Keep in mind that the estimate and prediciton interval might not be accurate because not all of the regression assumptions hold for our model. Specifically, the interval should be more narrow because the MSE over estimates the variance for language test score when verbal IQ is 10.
Clearly our prediciton interval is wider than our confidence interval, but how much wider? We can use R to calculate the width of each of our intervals by matrix multiplying our intervals with the vector (0, -1, 1).
confIQ %*% c(0, -1, 1)
## [,1]
## 1 0.6564533
predIQ %*% c(0, -1, 1)
## [,1]
## 1 23.49845
Our output tells us that the width of our confidence interval is 0.6564533, and the width of our prediciton interval is 23.49845. It makes sense that our preditiction interval is wider than our confidence interval because, as proven by the central limit theorem, the variance for the mean of the language test scores is smaller than the variance of any individual language test score. Plus, the fact that the points in our scatter plot weren’t tighly packed illustrates that there is somewhat high variance in language test scores for a given verbal IQ.
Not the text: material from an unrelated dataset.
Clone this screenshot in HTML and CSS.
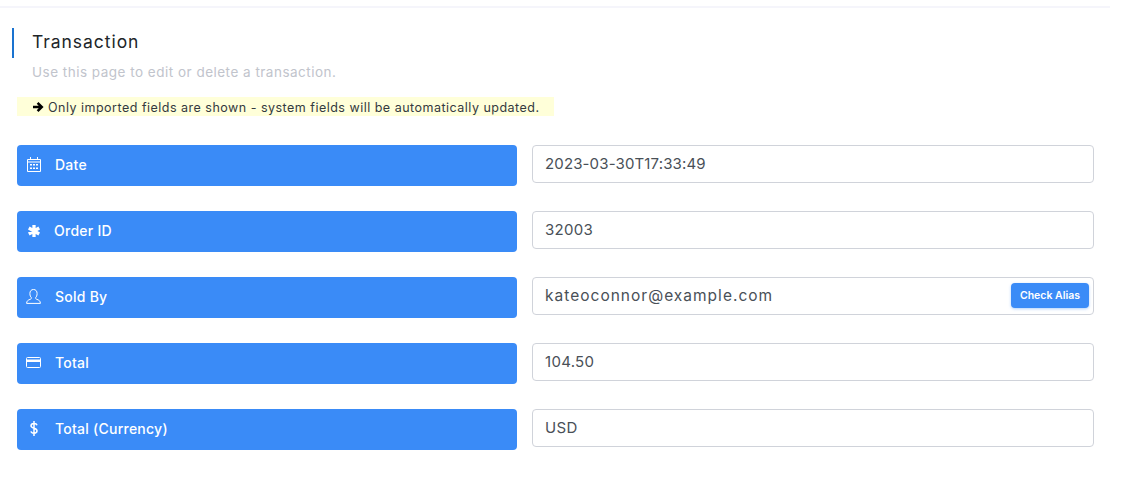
FILE: index.html
```html
<!DOCTYPE html>
<html lang="en">
<head>
<meta charset="utf-8">
<title>Transaction</title>
<link rel="stylesheet" href="styles.css">
</head>
<body>
<main class="page">
  <header class="heading">
    <h1 class="title">Transaction</h1>
    <p class="subtitle">Use this page to edit or delete a transaction.</p>
  </header>
  <p class="note"><svg class="arrow" viewBox="0 0 12 12"><path d="M1 6h8M5.600 1.800 9.800 6l-4.200 4.200" fill="none" stroke="currentColor" stroke-width="2.500"/></svg><span>Only imported fields are shown - system fields will be automatically updated.</span></p>
  <form class="fields">
    <div class="row">
      <label class="label"><span class="icon"><svg viewBox="0 0 14 15" width="14" height="15"><path d="M.5 2.500h13v12H.5zM.5 5h13M3.500 0v2.500M10.500 0v2.500" fill="none" stroke="#fff"/><path d="M3 7h2v1.500H3zM6 7h2v1.500H6zM9 7h2v1.500H9zM3 10.500h2V12H3zM6 10.500h2V12H6zM9 10.500h2V12H9z" fill="#fff"/></svg></span>Date</label>
      <div class="control"><span class="value value-date">2023-03-30T17:33:49</span></div>
    </div>
    <div class="row">
      <label class="label label-tight"><span class="icon"><svg viewBox="0 0 12 12" width="12" height="12"><path d="M6 6V0M6 6l5.200-3M6 6l5.200 3M6 6v6M6 6 .8 9M6 6 .8 3" stroke="#fff" stroke-width="3.300" fill="none"/></svg></span>Order ID</label>
      <div class="control"><span class="value">32003</span></div>
    </div>
    <div class="row">
      <label class="label"><span class="icon"><svg viewBox="0 0 15 15" width="15" height="15"><path d="M.6 14.400h13.800c0-2.500-1.600-3.400-3.400-4-1.200-.4-1.500-1-1.500-1.600.9-.8 1.600-2.200 1.600-4.200 0-2.500-1.300-4.100-3.600-4.100S3.900 2.100 3.900 4.600c0 2 .7 3.400 1.600 4.200 0 .6-.3 1.200-1.500 1.600-1.800.6-3.400 1.500-3.400 4z" fill="none" stroke="#fff"/></svg></span>Sold By</label>
      <div class="control"><span class="value value-wide">kateoconnor@example.com</span><button class="alias" type="button">Check Alias</button></div>
    </div>
    <div class="row">
      <label class="label"><span class="icon"><svg viewBox="0 0 15 11" width="15" height="11"><rect x=".5" y=".5" width="14" height="10" rx="1" fill="none" stroke="#fff"/><path d="M0 2.500h15v2.500H0z" fill="#fff"/></svg></span>Total</label>
      <div class="control"><span class="value">104.50</span></div>
    </div>
    <div class="row">
      <label class="label"><span class="icon"><svg viewBox="0 0 8 15" width="8" height="15"><path d="M7 4.200C6.700 3 5.500 2.500 4 2.500c-1.700 0-3 .8-3 2.300 0 3.200 6 1.700 6 5 0 1.600-1.400 2.400-3 2.400-1.500 0-2.700-.6-3-1.900M4 0v15" fill="none" stroke="#fff" stroke-width="1.500"/></svg></span>Total (Currency)</label>
      <div class="control"><span class="value">USD</span></div>
    </div>
  </form>
</main>
</body>
</html>
```

FILE: styles.css
```css
* { box-sizing: border-box; }
html, body { margin: 0; padding: 0; background: #fff; }
body {
  font-family: "Inter", "Liberation Sans", sans-serif;
  height: 482px;
  overflow: hidden;
}
.page {
  width: 1110px;
  margin-top: 6px;
  border-top: 2px solid #f5f5fb;
  padding: 20px 16px 0 12px;
}
.heading {
  border-left: 2px solid #1a73d0;
  padding-left: 18px;
  height: 30px;
}
.title {
  margin: 0;
  font-size: 17.500px;
  line-height: 28px;
  font-weight: 400;
  color: #212529;
  letter-spacing: .95px;
}
.subtitle {
  margin: 7px 0 0;
  font-size: 13.500px;
  line-height: 18px;
  color: #c1c4cc;
  letter-spacing: .49px;
  white-space: nowrap;
}
.note {
  display: flex;
  align-items: center;
  width: 537px;
  height: 19px;
  margin: 39px 0 0 5px;
  padding: 1px 0 0 15px;
  background: #ffffd9;
  font-size: 12.500px;
  color: #343a40;
  letter-spacing: .49px;
  white-space: nowrap;
}
.arrow { width: 12px; height: 12px; margin-right: 4px; color: #000; }
.fields {
  display: flex;
  flex-direction: column;
  gap: 25px;
  margin: 29px 0 0 5px;
}
.row {
  display: grid;
  grid-template-columns: 500px 562px;
  column-gap: 15px;
  align-items: start;
}
.label {
  display: flex;
  align-items: center;
  height: 41px;
  padding: 0 0 2px 8px;
  background: #3a8bf7;
  border-radius: 4px;
  color: #fff;
  font-size: 14px;
  font-weight: 500;
  letter-spacing: .25px;
}
.label-tight .icon { margin-right: 12px; }
.icon {
  display: flex;
  justify-content: center;
  width: 17px;
  margin-right: 13px;
}
.control {
  position: relative;
  display: flex;
  align-items: center;
  justify-content: space-between;
  height: 38px;
  padding: 0 4px 2px 12px;
  border: 1px solid #d0d3da;
  border-radius: 4px;
  background: #fff;
  font-size: 15px;
  color: #495057;
  letter-spacing: .3px;
}
.value-date { letter-spacing: .14px; }
.value-wide { font-size: 15.500px; letter-spacing: 1.010px; }
.alias {
  height: 25px;
  margin-top: 1px;
  padding: 0 9px;
  border: 0;
  border-radius: 4px;
  background: #3a8bf7;
  box-shadow: 0 1px 3px rgba(58, 139, 247, .4);
  color: #fff;
  font-family: inherit;
  font-size: 10.500px;
  font-weight: 600;
  letter-spacing: 0;
}
```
In review, throughout this R guide we learned how to do the following: create and analyze a scatter plot from our dataset, create and interpret a simple linear regression model, plot and interpret the line of best fit from our model on our scatter plot, test the significance of our predictor, calculate and interpret point predictions using our model, calculate residuals, test the linear regression assumptions, calculate and interpret residuals, calculate and interpret the coefficient of determination and correlation coefficient, create and interpret confidence intervals for our regression coefficients, create and interpret a confidence interval for the mean of our response, and create and interpret a prediciton interval for our response.